SOPs

On April 30, 2013 the JST hosted a seminar presented by DEHS on Standard Operating Procedures. This workshop focused on the function and essential elements of standard operating procedures (SOPs). Topics discussed included writing SOPs, maintaining SOPs, and policies regarding SOP updates and availability to researchers. 

Answers to Common Questions on SOPs

1. What is a standard operating procedure (SOP)? (see Slide 5)

1. What is a standard operating procedure (SOP)? (see Slide 5)

A documented set of instructions, used to standardize a method and communicate hazards for a specific procedure, process, chemical class, chemical or piece of equipment.

2. What goes into an SOP? (see Slide (14-17)

2. What goes into an SOP? (see Slide (14-17)

Sequential list of steps outlining how to handle, operate, or perform a task

Potential hazards

Appropriate controls

Training Documentation

3. What types of SOPs should my lab have in place? (see Slides (20-36)

3. What types of SOPs should my lab have in place? (see Slides (20-36)

At minimum, the top 3 riskiest procedures performed in your lab. Choose based on:

Severity of consequences: death, serious injury or damage to facilities

Frequency of use or large volume

Easy to mess up

4. Why is my lab required to have SOPs on hand? (see Slides (6-10))

4. Why is my lab required to have SOPs on hand? (see Slides (6-10))

Satisfy requirements (OSHA- CHP, Lab-specific Training; Chemistry Department reqs)

Communicate hazards, Ensure consistent results and Protect people, equipment, research and environment.

Valuable skill for employers. i.e. Dow

Academic labs are under increased scrutiny from reg. agencies due to accidents

5. How often should we update our SOPs? (see Slides (51-52)

5. How often should we update our SOPs? (see Slides (51-52)

For the annual review or after using as Lab-specific training material

When a "significant change" is identified- not adopting severe consequences

6. How are SOPs maintained? (see Slides (11-13 & 19)

6. How are SOPs maintained? (see Slides (11-13 & 19)

Used as lab-specific training document for new group members. This process should identify any needed changes.

7. How do I write an SOP? (see Slides (38-49))

7. How do I write an SOP? (see Slides (38-49))

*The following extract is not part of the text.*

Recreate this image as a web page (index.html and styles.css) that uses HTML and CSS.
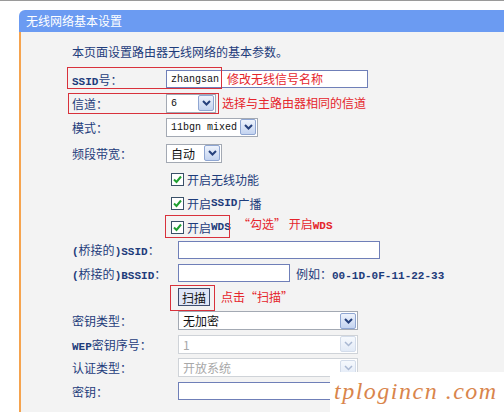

  • Identify needed SOPs which are not covered by other resources (Slides 23-32 & SOP resources)
  • Prioritize (slide 20 & ID & Prioritizing)
  • Write the Procedure (slide 40-42)
  • Re-read the procedure and assess for hazards (See slides 43-47 & Chemical Hazard ID)
  • Re-read the procedure and select appropriate controls (See slides 48-50 & Control Selection)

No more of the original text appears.